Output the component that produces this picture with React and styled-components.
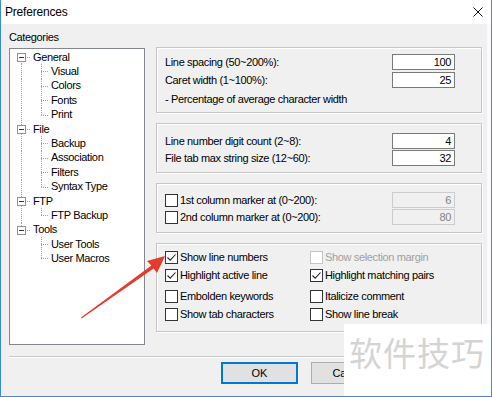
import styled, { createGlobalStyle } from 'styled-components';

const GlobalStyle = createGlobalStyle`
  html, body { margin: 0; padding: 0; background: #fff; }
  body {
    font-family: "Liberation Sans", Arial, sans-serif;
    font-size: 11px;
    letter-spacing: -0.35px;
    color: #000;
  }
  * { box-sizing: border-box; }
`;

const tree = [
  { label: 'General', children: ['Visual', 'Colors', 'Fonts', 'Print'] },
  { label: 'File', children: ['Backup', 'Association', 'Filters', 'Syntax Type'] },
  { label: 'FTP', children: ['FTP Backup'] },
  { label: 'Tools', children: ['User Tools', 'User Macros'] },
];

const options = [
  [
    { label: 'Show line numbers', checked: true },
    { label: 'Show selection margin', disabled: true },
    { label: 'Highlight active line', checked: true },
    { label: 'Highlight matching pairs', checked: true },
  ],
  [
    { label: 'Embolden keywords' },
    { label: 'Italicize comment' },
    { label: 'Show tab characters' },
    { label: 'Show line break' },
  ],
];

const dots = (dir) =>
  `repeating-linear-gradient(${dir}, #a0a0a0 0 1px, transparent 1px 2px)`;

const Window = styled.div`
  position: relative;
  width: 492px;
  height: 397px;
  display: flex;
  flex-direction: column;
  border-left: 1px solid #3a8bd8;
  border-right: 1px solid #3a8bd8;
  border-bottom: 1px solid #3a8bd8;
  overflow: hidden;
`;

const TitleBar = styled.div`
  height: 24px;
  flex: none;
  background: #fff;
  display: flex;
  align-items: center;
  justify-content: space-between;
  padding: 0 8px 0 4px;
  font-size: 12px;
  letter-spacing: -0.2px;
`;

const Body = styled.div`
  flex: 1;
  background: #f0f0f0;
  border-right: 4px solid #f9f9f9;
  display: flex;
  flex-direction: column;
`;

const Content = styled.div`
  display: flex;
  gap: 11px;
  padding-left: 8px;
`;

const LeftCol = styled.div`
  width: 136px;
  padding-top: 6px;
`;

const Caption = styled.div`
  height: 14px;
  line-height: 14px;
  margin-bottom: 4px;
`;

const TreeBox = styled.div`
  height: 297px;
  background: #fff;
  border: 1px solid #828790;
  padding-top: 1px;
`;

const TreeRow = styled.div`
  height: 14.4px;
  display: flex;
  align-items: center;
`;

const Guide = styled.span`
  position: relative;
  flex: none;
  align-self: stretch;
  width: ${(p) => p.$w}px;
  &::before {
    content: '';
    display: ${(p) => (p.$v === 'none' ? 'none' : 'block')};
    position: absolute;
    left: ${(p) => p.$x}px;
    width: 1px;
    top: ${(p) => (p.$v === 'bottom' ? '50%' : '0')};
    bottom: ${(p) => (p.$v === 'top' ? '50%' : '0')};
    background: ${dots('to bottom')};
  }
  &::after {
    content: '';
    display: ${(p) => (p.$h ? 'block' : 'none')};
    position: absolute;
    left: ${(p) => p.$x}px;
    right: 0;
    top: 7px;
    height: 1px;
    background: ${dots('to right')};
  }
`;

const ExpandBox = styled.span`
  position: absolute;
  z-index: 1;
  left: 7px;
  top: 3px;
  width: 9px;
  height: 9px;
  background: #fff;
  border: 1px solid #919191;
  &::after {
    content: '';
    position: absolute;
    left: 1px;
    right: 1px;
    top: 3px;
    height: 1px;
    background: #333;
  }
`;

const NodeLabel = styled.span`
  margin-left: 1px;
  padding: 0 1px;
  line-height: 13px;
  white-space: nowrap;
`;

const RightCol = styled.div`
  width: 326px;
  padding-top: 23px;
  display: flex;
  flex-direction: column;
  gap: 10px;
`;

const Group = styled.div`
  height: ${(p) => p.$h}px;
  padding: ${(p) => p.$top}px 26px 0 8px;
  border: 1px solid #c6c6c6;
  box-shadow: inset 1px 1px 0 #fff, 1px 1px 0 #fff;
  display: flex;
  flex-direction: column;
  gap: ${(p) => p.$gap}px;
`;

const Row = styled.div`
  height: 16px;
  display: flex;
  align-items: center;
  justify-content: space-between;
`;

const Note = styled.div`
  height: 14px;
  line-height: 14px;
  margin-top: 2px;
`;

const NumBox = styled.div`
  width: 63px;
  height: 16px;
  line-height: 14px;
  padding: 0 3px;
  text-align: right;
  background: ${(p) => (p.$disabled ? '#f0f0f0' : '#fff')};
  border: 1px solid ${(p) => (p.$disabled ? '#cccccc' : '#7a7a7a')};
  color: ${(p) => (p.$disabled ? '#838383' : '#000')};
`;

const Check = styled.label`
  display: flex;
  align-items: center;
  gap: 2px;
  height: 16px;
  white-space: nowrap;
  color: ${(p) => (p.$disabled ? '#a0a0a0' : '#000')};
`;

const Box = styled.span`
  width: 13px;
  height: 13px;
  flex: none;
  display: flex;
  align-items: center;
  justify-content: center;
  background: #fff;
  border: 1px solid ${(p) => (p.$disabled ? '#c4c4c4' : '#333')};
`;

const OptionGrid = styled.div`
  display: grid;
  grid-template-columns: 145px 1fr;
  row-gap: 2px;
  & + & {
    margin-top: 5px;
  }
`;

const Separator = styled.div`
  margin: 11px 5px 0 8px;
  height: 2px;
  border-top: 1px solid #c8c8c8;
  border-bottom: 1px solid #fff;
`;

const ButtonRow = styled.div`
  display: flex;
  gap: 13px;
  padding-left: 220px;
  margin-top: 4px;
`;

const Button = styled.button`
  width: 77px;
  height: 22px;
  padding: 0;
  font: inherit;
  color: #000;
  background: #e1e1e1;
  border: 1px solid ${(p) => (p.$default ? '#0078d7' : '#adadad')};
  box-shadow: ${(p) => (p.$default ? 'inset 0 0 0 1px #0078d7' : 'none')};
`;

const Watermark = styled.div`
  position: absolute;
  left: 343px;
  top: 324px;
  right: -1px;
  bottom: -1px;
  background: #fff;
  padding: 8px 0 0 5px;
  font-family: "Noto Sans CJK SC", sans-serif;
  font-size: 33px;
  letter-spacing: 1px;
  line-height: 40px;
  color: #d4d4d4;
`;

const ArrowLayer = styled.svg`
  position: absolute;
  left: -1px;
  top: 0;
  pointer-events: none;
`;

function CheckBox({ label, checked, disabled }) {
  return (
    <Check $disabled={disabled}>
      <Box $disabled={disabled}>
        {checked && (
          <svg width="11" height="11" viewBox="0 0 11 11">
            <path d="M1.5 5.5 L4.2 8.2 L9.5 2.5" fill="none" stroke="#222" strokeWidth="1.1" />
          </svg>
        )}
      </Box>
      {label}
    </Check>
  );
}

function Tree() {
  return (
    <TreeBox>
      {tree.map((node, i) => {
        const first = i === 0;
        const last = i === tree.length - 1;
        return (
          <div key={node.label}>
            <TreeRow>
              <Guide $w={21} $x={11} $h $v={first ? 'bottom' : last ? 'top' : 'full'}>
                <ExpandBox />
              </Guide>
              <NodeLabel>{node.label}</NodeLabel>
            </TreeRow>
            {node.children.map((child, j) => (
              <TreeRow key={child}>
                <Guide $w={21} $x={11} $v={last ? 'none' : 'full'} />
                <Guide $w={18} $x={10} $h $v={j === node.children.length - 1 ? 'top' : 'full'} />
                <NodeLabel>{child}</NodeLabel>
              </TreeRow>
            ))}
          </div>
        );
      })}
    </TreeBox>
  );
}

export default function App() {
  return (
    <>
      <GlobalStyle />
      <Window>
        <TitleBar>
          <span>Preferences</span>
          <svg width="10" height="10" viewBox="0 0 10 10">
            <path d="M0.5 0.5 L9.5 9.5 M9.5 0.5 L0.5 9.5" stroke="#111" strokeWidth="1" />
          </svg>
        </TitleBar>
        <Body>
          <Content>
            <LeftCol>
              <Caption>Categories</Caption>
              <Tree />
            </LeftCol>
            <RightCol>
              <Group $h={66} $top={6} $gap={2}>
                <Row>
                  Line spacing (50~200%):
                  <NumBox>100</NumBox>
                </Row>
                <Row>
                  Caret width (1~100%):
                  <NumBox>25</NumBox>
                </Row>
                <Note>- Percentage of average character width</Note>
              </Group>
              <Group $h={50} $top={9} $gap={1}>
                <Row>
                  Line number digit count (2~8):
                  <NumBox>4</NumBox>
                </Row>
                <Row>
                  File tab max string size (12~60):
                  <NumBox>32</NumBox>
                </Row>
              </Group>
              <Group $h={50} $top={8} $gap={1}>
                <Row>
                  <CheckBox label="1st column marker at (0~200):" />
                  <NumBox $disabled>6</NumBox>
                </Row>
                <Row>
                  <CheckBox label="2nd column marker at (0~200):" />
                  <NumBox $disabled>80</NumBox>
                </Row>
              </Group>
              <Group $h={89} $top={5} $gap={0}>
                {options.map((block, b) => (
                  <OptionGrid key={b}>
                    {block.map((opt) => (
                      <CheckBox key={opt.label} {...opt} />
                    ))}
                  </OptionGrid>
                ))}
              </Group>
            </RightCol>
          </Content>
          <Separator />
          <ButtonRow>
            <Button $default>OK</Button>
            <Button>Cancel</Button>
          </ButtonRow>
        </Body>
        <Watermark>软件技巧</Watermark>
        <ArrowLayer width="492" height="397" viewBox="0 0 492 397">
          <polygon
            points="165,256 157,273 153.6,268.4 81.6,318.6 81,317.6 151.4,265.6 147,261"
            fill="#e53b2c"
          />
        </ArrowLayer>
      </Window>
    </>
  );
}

━━━━━━━━━━━━━━━━━━━━

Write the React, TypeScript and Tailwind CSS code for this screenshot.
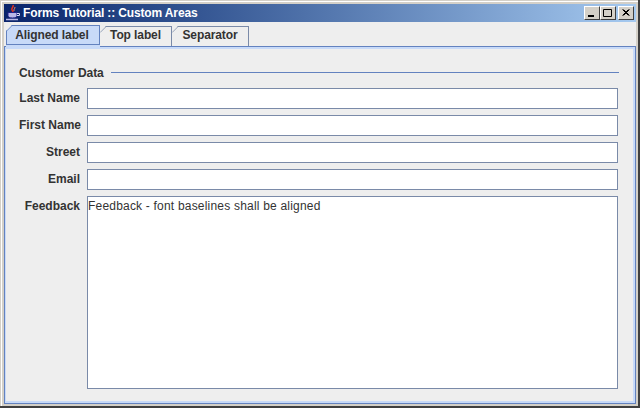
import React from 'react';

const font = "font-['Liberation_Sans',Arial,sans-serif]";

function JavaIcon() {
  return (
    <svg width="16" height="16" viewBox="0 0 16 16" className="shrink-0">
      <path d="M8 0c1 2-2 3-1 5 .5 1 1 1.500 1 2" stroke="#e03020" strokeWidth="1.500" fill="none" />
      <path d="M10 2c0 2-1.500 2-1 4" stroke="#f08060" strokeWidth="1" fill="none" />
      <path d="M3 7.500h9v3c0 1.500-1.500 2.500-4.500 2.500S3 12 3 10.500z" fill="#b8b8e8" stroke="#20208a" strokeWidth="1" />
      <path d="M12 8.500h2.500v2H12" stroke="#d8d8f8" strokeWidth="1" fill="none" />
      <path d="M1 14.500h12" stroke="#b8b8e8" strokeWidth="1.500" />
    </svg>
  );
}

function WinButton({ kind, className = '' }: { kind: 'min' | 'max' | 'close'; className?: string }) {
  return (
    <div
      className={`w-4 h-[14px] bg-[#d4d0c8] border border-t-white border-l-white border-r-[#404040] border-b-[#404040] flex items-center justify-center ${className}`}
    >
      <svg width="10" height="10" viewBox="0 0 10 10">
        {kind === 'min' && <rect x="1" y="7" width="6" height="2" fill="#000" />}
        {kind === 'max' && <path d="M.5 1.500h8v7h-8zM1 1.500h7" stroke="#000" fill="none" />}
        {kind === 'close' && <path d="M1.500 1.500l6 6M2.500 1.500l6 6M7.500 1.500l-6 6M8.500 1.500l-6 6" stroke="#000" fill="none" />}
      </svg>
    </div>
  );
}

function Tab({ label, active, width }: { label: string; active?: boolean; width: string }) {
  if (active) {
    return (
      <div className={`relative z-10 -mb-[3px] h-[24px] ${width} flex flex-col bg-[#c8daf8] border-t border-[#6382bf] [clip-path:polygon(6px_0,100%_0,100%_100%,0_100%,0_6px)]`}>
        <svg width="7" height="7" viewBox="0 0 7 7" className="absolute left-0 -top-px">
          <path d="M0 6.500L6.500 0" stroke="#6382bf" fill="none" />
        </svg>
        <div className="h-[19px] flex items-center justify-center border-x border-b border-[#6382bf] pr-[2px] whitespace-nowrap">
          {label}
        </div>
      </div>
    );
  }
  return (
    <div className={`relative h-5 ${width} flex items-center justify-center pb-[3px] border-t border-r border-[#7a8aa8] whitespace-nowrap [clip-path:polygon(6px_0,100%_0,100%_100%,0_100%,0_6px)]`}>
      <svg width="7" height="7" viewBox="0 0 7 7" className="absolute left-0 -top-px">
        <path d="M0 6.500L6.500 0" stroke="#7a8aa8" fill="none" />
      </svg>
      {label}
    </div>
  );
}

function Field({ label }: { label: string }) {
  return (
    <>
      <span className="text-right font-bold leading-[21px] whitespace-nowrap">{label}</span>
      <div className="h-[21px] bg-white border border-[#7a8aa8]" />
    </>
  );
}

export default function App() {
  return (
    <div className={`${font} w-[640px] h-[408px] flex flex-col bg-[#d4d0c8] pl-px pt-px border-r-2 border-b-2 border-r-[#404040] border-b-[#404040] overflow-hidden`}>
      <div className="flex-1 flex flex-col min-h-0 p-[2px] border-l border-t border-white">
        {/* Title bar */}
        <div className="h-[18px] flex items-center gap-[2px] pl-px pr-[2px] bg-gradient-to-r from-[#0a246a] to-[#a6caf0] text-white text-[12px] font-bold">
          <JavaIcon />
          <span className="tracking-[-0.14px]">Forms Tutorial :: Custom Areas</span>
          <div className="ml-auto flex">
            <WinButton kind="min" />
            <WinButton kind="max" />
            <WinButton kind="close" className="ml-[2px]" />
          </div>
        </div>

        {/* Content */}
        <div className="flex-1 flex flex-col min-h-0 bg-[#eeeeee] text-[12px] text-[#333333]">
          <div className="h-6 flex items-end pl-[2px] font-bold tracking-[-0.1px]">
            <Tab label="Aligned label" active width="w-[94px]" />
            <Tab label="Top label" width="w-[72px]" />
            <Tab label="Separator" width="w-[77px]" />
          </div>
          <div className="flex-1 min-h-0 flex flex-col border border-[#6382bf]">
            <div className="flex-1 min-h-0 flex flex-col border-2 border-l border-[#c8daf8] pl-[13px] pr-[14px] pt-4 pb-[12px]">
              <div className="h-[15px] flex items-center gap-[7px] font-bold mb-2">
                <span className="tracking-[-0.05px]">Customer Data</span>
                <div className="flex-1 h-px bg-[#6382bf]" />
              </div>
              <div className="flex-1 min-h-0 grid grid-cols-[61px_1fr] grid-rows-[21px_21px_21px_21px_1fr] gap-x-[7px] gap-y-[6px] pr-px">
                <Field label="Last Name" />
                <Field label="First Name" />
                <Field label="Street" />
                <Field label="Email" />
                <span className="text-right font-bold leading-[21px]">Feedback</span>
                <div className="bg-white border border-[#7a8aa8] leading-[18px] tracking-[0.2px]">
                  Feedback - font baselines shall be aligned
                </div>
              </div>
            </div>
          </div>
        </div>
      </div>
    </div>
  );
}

━━━━━━━━━━━━━━━━━━━━

▸ Set task:
Take every line that includes the string "components" and copy it.

▸ Correct answer:
Output the component that produces this picture with React and styled-components.
import styled, { createGlobalStyle } from 'styled-components';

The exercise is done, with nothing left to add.